== Source material ==

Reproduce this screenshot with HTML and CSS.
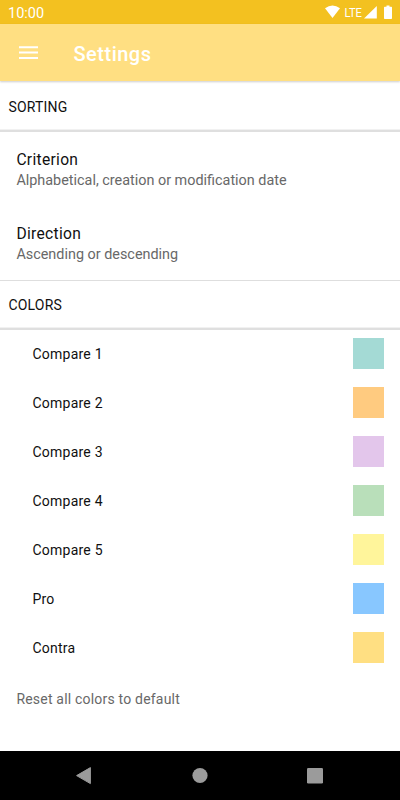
FILE: index.html
```html
<!DOCTYPE html>
<html lang="en">
<head>
<meta charset="utf-8">
<title>Settings</title>
<link rel="stylesheet" href="styles.css">
</head>
<body>
<div class="status">
  <span class="time">10:00</span>
  <svg class="signals" width="78" height="24" viewBox="0 0 78 24" fill="#fff">
    <path d="M5 8.2Q12.500 2.800 20 8.200L12.500 18Z"/>
    <path d="M44 18.500H56.800V6Z"/>
    <path d="M64.700 6.800H66.500V5.500H69.500V6.800H71.300Q72 6.800 72 7.500V18.200Q72 18.900 71.300 18.900H64.700Q64 18.900 64 18.200V7.500Q64 6.800 64.700 6.800Z"/>
    <text class="lte" x="24.400" y="16.600" textLength="17.600" lengthAdjust="spacingAndGlyphs">LTE</text>
  </svg>
</div>
<header class="appbar">
  <svg class="menu" width="20" height="14" viewBox="0 0 20 14" fill="#fff"><path d="M0 .3h19v2H0zM0 5.600h19v2H0zM0 11h19v2H0z"/></svg>
  <h1>Settings</h1>
</header>
<main>
  <h2 class="section sorting"><span>SORTING</span></h2>
  <div class="pref"><div class="title criterion"><span>Criterion</span></div><div class="summary"><span>Alphabetical, creation or modification date</span></div></div>
  <div class="pref last"><div class="title"><span>Direction</span></div><div class="summary"><span>Ascending or descending</span></div></div>
  <h2 class="section colors"><span>COLORS</span></h2>
  <ul>
    <li><span>Compare 1</span><i class="swatch teal"></i></li>
    <li><span>Compare 2</span><i class="swatch orange"></i></li>
    <li><span>Compare 3</span><i class="swatch purple"></i></li>
    <li><span>Compare 4</span><i class="swatch green"></i></li>
    <li><span>Compare 5</span><i class="swatch yellow"></i></li>
    <li><span>Pro</span><i class="swatch blue"></i></li>
    <li><span>Contra</span><i class="swatch amber"></i></li>
  </ul>
  <div class="reset"><span>Reset all colors to default</span></div>
</main>
<nav>
  <svg width="400" height="49" viewBox="0 0 400 49" fill="#9b9b9b">
    <path d="M76.600 24.600L90.400 16.600V32.600Z" stroke="#9b9b9b" stroke-linejoin="round"/>
    <circle cx="200" cy="24.500" r="7.600"/>
    <rect x="307" y="17" width="16" height="15.600" rx="1.300"/>
  </svg>
</nav>
</body>
</html>
```
FILE: styles.css
```css
* { box-sizing: border-box; margin: 0; padding: 0; }
body {
  width: 400px;
  height: 800px;
  overflow: hidden;
  display: flex;
  flex-direction: column;
  background: #fff;
  color: #101010;
  font-family: Roboto, "Liberation Sans", sans-serif;
  font-size: 14px;
}
.status {
  height: 24px;
  flex: none;
  display: flex;
  justify-content: space-between;
  background: #f3c120;
  color: #fff;
  padding: 0 2px 0 8px;
}
.time { font-size: 14.500px; line-height: 27px; }
.lte { font-family: Roboto, sans-serif; font-size: 12px; }
.appbar {
  height: 57px;
  flex: none;
  display: flex;
  align-items: center;
  gap: 34.500px;
  padding: 0 19px;
  background: #ffdf82;
  color: #fff;
  box-shadow: 0 1px 2px rgba(0, 0, 0, .2);
}
.appbar h1 { font-size: 20px; font-weight: 500; letter-spacing: .5px; line-height: 24px; padding-top: 2px; }
main { flex: 1; min-height: 0; }
.section {
  font-size: 14px;
  font-weight: 400;
  letter-spacing: .2px;
  padding-left: 8.400px;
  border-bottom: 2px solid #dfdfdf;
  box-shadow: inset 0 -1px #f1f1f1;
}
.sorting { height: 51px; line-height: 52px; }
.colors { height: 49px; line-height: 48px; }
.pref { height: 74px; padding: 18px 16.400px 0; }
.pref.last { height: 75px; border-bottom: 1px solid #dedede; }
.title { font-size: 15.600px; line-height: 20px; letter-spacing: .3px; }
.summary { font-size: 14.400px; line-height: 20px; padding-top: 1px; color: #686868; }
ul { list-style: none; }
li {
  height: 49px;
  display: flex;
  justify-content: space-between;
  align-items: flex-start;
  padding: 8px 16px 0 32.400px;
  line-height: 33px;
  letter-spacing: .25px;
}
.swatch { width: 31px; height: 31px; }
.teal { background: #a4dad5; }
.orange { background: #ffcb80; }
.purple { background: #e3c6eb; }
.green { background: #b9dfba; }
.yellow { background: #fff59b; }
.blue { background: #88c7ff; }
.amber { background: #ffdf82; }
.reset { padding: 15px 16.400px; line-height: 22px; color: #686868; letter-spacing: .2px; }
nav { height: 49px; flex: none; background: #000; }
nav svg { display: block; }
```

===

- What is needed
Repeat the material verbatim. Do not carry over any picture.

- Output
Reproduce this screenshot with HTML and CSS.
FILE: index.html
```html
<!DOCTYPE html>
<html lang="en">
<head>
<meta charset="utf-8">
<title>Settings</title>
<link rel="stylesheet" href="styles.css">
</head>
<body>
<div class="status">
  <span class="time">10:00</span>
  <svg class="signals" width="78" height="24" viewBox="0 0 78 24" fill="#fff">
    <path d="M5 8.2Q12.500 2.800 20 8.200L12.500 18Z"/>
    <path d="M44 18.500H56.800V6Z"/>
    <path d="M64.700 6.800H66.500V5.500H69.500V6.800H71.300Q72 6.800 72 7.500V18.200Q72 18.900 71.300 18.900H64.700Q64 18.900 64 18.200V7.500Q64 6.800 64.700 6.800Z"/>
    <text class="lte" x="24.400" y="16.600" textLength="17.600" lengthAdjust="spacingAndGlyphs">LTE</text>
  </svg>
</div>
<header class="appbar">
  <svg class="menu" width="20" height="14" viewBox="0 0 20 14" fill="#fff"><path d="M0 .3h19v2H0zM0 5.600h19v2H0zM0 11h19v2H0z"/></svg>
  <h1>Settings</h1>
</header>
<main>
  <h2 class="section sorting"><span>SORTING</span></h2>
  <div class="pref"><div class="title criterion"><span>Criterion</span></div><div class="summary"><span>Alphabetical, creation or modification date</span></div></div>
  <div class="pref last"><div class="title"><span>Direction</span></div><div class="summary"><span>Ascending or descending</span></div></div>
  <h2 class="section colors"><span>COLORS</span></h2>
  <ul>
    <li><span>Compare 1</span><i class="swatch teal"></i></li>
    <li><span>Compare 2</span><i class="swatch orange"></i></li>
    <li><span>Compare 3</span><i class="swatch purple"></i></li>
    <li><span>Compare 4</span><i class="swatch green"></i></li>
    <li><span>Compare 5</span><i class="swatch yellow"></i></li>
    <li><span>Pro</span><i class="swatch blue"></i></li>
    <li><span>Contra</span><i class="swatch amber"></i></li>
  </ul>
  <div class="reset"><span>Reset all colors to default</span></div>
</main>
<nav>
  <svg width="400" height="49" viewBox="0 0 400 49" fill="#9b9b9b">
    <path d="M76.600 24.600L90.400 16.600V32.600Z" stroke="#9b9b9b" stroke-linejoin="round"/>
    <circle cx="200" cy="24.500" r="7.600"/>
    <rect x="307" y="17" width="16" height="15.600" rx="1.300"/>
  </svg>
</nav>
</body>
</html>
```
FILE: styles.css
```css
* { box-sizing: border-box; margin: 0; padding: 0; }
body {
  width: 400px;
  height: 800px;
  overflow: hidden;
  display: flex;
  flex-direction: column;
  background: #fff;
  color: #101010;
  font-family: Roboto, "Liberation Sans", sans-serif;
  font-size: 14px;
}
.status {
  height: 24px;
  flex: none;
  display: flex;
  justify-content: space-between;
  background: #f3c120;
  color: #fff;
  padding: 0 2px 0 8px;
}
.time { font-size: 14.500px; line-height: 27px; }
.lte { font-family: Roboto, sans-serif; font-size: 12px; }
.appbar {
  height: 57px;
  flex: none;
  display: flex;
  align-items: center;
  gap: 34.500px;
  padding: 0 19px;
  background: #ffdf82;
  color: #fff;
  box-shadow: 0 1px 2px rgba(0, 0, 0, .2);
}
.appbar h1 { font-size: 20px; font-weight: 500; letter-spacing: .5px; line-height: 24px; padding-top: 2px; }
main { flex: 1; min-height: 0; }
.section {
  font-size: 14px;
  font-weight: 400;
  letter-spacing: .2px;
  padding-left: 8.400px;
  border-bottom: 2px solid #dfdfdf;
  box-shadow: inset 0 -1px #f1f1f1;
}
.sorting { height: 51px; line-height: 52px; }
.colors { height: 49px; line-height: 48px; }
.pref { height: 74px; padding: 18px 16.400px 0; }
.pref.last { height: 75px; border-bottom: 1px solid #dedede; }
.title { font-size: 15.600px; line-height: 20px; letter-spacing: .3px; }
.summary { font-size: 14.400px; line-height: 20px; padding-top: 1px; color: #686868; }
ul { list-style: none; }
li {
  height: 49px;
  display: flex;
  justify-content: space-between;
  align-items: flex-start;
  padding: 8px 16px 0 32.400px;
  line-height: 33px;
  letter-spacing: .25px;
}
.swatch { width: 31px; height: 31px; }
.teal { background: #a4dad5; }
.orange { background: #ffcb80; }
.purple { background: #e3c6eb; }
.green { background: #b9dfba; }
.yellow { background: #fff59b; }
.blue { background: #88c7ff; }
.amber { background: #ffdf82; }
.reset { padding: 15px 16.400px; line-height: 22px; color: #686868; letter-spacing: .2px; }
nav { height: 49px; flex: none; background: #000; }
nav svg { display: block; }
```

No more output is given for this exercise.